Annie secured a place at one of the new universities, Sussex, to read for a degree entitled ‘International Relations’, whatever that was.
I took her out to dinner in Oban, to celebrate (Blythe was away, somewhere). I looked at her across the table and allowed my love for serious Annie to brim. She had a long thin face — Blythe’s was rounder, prettier — and she was taller than Blythe, also.
‘Ma, would you mind if I asked you a favour?’ she said.
‘Anything.’
‘You know that, because of Papa’s title, I’m “the Honourable” Andra Farr?’
‘Yes.’
‘Well, I don’t ever want to be called that. I got a letter from the university and it called me “the Honourable”. I was so embarrassed.’
‘That’s all right, darling. I understand.’
‘I just don’t want that title ever to be used. Ever again. No disrespect to Papa, and all that.’
‘Of course. I don’t much like being “Lady Farr” either.’ I squeezed her hand. ‘It’s expunged.’
At the university, in her hall of residence, she was less than an hour from Beckburrow and, much to my surprise, went there every other weekend or so to spend time with her grandmother, who was old, and ailing, but still feistily alert. While Annie was there she unearthed a cache of my early photographs, and others of the period. She sent me a small selection: there was a tattered one of me when I was twenty, standing in the pond at Beckburrow, posing; and one of me as a little girl with my father, taken by Greville. It must be in 1913 or 1914, just before he went off to war.

I remember one odd moment. Blythe and I were out for a walk on the beach with Flim — Annie had gone south to check out her new hall of residence.
‘I hate that bitch, Benedicta,’ Blythe said, all of a sudden.
‘Well, so do I,’ I admitted. ‘Nasty piece of work. Grasping, smug, malicious, insincere.’
‘Do you think if someone killed her anyone would mind for one minute? For one second?’
‘Don’t say that sort of thing, Blythe, not even as a joke.’

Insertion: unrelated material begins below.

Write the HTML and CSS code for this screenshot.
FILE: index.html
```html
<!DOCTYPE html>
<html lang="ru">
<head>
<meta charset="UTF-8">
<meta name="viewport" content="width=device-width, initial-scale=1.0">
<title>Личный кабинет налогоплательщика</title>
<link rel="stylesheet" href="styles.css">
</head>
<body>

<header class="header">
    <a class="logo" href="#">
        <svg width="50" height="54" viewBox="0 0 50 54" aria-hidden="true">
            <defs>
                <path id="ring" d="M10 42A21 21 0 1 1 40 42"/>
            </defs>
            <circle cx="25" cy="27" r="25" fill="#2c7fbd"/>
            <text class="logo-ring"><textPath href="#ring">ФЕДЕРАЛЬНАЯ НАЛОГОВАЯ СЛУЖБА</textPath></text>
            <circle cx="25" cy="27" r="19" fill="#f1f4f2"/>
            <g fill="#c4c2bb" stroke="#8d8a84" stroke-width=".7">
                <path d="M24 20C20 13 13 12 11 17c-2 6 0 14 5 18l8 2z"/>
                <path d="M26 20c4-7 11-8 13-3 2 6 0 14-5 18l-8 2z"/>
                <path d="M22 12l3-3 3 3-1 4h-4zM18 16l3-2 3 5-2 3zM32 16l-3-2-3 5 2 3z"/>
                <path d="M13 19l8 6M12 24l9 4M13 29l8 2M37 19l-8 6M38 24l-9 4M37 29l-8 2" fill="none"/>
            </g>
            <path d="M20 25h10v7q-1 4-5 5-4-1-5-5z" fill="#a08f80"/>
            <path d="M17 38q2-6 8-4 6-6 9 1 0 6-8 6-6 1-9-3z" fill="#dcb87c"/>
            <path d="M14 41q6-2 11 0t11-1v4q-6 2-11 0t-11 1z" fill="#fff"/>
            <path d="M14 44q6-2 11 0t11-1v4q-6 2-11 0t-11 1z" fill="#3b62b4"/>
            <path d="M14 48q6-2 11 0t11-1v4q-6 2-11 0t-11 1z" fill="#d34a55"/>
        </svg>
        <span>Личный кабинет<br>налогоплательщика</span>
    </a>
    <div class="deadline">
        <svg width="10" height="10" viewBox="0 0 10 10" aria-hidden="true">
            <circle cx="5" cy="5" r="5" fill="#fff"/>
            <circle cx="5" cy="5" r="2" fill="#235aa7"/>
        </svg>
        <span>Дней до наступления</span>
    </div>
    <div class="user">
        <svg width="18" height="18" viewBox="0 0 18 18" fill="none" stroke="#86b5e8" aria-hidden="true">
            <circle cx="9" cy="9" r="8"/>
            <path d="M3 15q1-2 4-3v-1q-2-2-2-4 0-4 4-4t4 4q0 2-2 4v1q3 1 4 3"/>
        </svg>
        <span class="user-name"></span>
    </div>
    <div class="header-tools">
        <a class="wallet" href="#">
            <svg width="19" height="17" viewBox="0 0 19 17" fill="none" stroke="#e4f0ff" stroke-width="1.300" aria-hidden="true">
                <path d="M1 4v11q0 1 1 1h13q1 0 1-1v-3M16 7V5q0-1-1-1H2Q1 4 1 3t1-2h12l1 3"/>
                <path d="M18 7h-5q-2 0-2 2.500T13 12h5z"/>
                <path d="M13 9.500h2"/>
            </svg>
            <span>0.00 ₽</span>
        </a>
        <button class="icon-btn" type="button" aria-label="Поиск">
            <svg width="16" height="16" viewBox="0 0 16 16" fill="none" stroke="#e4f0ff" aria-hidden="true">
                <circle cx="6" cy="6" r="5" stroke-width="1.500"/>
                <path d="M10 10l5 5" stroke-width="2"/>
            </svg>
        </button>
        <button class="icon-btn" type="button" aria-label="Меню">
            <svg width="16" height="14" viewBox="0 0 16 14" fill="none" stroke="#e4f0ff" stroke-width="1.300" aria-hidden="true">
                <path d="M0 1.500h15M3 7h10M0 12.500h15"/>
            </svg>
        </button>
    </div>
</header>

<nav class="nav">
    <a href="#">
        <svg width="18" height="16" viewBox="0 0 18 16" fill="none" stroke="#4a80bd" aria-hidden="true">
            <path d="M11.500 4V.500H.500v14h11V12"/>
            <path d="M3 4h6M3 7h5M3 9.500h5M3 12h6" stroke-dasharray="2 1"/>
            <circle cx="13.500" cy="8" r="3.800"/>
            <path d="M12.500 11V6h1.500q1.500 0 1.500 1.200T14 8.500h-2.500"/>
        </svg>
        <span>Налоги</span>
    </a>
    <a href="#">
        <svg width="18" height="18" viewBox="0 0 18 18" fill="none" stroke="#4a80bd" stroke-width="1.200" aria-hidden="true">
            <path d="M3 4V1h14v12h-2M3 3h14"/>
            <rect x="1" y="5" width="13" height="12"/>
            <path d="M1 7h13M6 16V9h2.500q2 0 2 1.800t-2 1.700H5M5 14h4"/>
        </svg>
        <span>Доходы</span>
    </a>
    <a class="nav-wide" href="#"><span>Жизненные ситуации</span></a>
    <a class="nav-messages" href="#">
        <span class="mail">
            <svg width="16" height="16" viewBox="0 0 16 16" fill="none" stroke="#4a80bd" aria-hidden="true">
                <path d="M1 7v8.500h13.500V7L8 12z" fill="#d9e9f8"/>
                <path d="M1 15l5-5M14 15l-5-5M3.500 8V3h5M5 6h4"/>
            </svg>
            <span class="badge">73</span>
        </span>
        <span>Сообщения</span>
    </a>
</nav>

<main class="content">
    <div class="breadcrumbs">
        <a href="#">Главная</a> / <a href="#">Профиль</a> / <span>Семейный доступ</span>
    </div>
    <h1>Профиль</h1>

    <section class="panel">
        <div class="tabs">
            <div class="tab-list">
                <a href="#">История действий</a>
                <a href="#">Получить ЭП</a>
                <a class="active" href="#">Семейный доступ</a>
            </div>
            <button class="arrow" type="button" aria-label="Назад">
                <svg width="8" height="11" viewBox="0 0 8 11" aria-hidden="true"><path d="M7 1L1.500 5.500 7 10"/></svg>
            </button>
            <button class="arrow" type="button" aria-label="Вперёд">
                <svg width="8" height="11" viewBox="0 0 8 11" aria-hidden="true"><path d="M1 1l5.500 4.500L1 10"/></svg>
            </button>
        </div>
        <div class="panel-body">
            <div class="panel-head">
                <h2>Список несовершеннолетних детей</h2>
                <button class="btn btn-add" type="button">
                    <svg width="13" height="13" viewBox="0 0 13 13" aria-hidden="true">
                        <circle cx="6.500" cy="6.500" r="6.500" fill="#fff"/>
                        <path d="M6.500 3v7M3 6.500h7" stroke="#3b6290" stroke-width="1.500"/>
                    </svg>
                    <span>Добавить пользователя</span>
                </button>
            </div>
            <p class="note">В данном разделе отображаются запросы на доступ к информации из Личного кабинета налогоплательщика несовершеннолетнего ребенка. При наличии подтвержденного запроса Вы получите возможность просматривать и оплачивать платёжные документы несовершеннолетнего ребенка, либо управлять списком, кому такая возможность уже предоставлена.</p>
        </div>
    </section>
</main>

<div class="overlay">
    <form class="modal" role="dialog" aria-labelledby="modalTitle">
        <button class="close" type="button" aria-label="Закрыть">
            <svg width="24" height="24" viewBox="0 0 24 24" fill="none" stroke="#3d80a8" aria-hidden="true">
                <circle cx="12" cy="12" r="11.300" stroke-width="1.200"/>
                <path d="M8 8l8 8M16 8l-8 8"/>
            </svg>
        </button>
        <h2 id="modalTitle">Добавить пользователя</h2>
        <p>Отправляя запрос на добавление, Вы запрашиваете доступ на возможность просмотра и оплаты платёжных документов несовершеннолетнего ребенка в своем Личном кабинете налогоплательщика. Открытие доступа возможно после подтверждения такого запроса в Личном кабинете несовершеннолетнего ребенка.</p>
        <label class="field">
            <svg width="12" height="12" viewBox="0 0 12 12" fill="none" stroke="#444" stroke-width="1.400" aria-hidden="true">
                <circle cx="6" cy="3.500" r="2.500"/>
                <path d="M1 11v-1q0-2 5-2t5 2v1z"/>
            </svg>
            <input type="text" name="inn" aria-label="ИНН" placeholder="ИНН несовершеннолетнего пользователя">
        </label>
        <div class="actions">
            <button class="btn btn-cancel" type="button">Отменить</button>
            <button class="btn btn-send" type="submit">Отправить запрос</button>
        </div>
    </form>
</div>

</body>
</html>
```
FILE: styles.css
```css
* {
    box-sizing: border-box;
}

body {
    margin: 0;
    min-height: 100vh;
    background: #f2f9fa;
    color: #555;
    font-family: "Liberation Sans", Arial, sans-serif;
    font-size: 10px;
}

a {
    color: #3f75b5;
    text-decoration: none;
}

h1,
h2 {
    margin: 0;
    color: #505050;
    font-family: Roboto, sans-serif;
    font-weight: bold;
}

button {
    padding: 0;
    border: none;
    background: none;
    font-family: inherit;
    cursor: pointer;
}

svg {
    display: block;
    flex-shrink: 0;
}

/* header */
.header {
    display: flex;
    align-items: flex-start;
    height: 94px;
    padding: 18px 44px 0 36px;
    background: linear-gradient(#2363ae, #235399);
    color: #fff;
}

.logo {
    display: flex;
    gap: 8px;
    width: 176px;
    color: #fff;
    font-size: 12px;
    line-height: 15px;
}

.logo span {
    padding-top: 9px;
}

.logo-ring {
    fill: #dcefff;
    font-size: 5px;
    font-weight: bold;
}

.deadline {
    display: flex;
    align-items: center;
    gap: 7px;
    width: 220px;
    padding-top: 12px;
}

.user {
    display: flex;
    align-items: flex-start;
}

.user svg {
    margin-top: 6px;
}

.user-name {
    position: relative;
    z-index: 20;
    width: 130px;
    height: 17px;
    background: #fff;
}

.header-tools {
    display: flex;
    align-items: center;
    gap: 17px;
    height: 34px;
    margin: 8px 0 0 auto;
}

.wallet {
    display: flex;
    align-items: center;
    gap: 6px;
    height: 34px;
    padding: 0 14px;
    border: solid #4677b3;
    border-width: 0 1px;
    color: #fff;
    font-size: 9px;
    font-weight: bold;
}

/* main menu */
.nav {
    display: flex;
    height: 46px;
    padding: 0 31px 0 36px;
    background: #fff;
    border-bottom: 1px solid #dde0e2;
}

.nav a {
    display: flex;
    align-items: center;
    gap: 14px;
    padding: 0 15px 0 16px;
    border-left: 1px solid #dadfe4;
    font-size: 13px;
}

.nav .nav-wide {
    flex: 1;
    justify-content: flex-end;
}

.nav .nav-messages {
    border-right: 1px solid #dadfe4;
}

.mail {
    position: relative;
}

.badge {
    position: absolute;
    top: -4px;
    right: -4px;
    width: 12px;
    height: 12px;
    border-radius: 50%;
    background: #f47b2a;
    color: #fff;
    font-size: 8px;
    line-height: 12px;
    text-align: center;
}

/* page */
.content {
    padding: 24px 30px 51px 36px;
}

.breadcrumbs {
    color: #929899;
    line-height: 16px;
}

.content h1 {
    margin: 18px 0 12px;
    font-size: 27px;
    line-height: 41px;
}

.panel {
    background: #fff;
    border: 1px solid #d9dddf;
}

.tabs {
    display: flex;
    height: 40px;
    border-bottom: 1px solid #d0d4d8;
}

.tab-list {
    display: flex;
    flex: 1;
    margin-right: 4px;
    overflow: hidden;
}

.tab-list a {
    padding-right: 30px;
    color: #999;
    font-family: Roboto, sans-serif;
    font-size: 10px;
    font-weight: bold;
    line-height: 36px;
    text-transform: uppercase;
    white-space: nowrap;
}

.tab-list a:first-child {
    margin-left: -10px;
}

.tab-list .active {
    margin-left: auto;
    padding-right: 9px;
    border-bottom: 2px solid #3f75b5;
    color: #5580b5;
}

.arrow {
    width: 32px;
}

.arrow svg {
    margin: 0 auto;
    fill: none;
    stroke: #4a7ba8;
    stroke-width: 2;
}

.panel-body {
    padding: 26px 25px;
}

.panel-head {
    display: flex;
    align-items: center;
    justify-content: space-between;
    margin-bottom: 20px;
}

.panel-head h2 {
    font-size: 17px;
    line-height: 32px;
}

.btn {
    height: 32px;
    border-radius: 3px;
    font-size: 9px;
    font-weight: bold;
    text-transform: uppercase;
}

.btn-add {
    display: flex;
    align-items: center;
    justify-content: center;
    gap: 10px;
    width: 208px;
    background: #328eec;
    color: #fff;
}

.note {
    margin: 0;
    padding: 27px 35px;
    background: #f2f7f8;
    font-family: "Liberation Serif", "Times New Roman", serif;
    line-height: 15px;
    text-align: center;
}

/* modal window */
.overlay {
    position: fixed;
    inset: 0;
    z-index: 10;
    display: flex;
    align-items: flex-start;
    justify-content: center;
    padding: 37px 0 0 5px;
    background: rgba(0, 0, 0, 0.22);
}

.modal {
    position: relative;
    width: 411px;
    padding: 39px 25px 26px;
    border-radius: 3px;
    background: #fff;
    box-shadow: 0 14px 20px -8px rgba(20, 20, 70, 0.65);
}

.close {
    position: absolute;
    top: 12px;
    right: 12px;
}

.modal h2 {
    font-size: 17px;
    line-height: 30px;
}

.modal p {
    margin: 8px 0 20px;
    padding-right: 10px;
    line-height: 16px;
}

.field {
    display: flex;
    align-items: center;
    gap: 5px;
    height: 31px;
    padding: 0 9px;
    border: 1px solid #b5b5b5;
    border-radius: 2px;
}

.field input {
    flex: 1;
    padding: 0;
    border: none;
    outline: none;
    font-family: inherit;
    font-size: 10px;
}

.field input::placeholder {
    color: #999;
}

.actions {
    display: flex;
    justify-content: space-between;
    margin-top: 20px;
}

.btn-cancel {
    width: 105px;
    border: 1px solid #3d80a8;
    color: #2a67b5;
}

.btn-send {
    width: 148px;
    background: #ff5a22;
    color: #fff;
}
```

‘It’s not a joke. She kicked us out.’
I took her hand — she was flushed, there was a real rage building.
‘It doesn’t matter, darling. We wouldn’t have been happy there, at the House. It was never really our home.’
It seemed to mollify her. She was leaving as well, the next day, for London, to stay with Dido and Reggie Southover at their rather grand house on Camden Hill. Blythe wanted to audition for folk bands or rock groups — she didn’t care, keyboard or guitar, she just wanted to play music. Dido was her inspiration and they became quite close. There was a musical gene in the Clay family, shared by Dido and Blythe — they were different from the rest of us, the littérateurs , the photographers.
I remember I had a rare letter from Charbonneau telling me the news of the birth of his second child — a son, Luc. He enclosed a photograph of himself, ‘So you won’t forget what I look like.’ I saw he’d put on weight and grown a moustache again. He was standing on a terrace on the Italian Riviera, somewhere, and I supposed he vaguely wanted me to feel jealous about the high life he was leading. I couldn’t help thinking he didn’t look particularly happy.

Jean-Baptiste Charbonneau, 1962.
*
THE BARRANDALE JOURNAL 1977
I liked to quiz Greer about her old subject, cosmology, as there were aspects of it that intrigued me, to her occasional exasperation.
‘So the Big Bang happened thirteen billion years ago?’ I once asked her, when we were out for a walk.
‘Thirteen point eight billion years ago. Give or take a day or two,’ she said. ‘Oh God, you’re going to ask me more questions, aren’t you?’
‘Because I’m interested,’ I said. ‘You’ve stimulated my interest, Greer. You should be pleased.’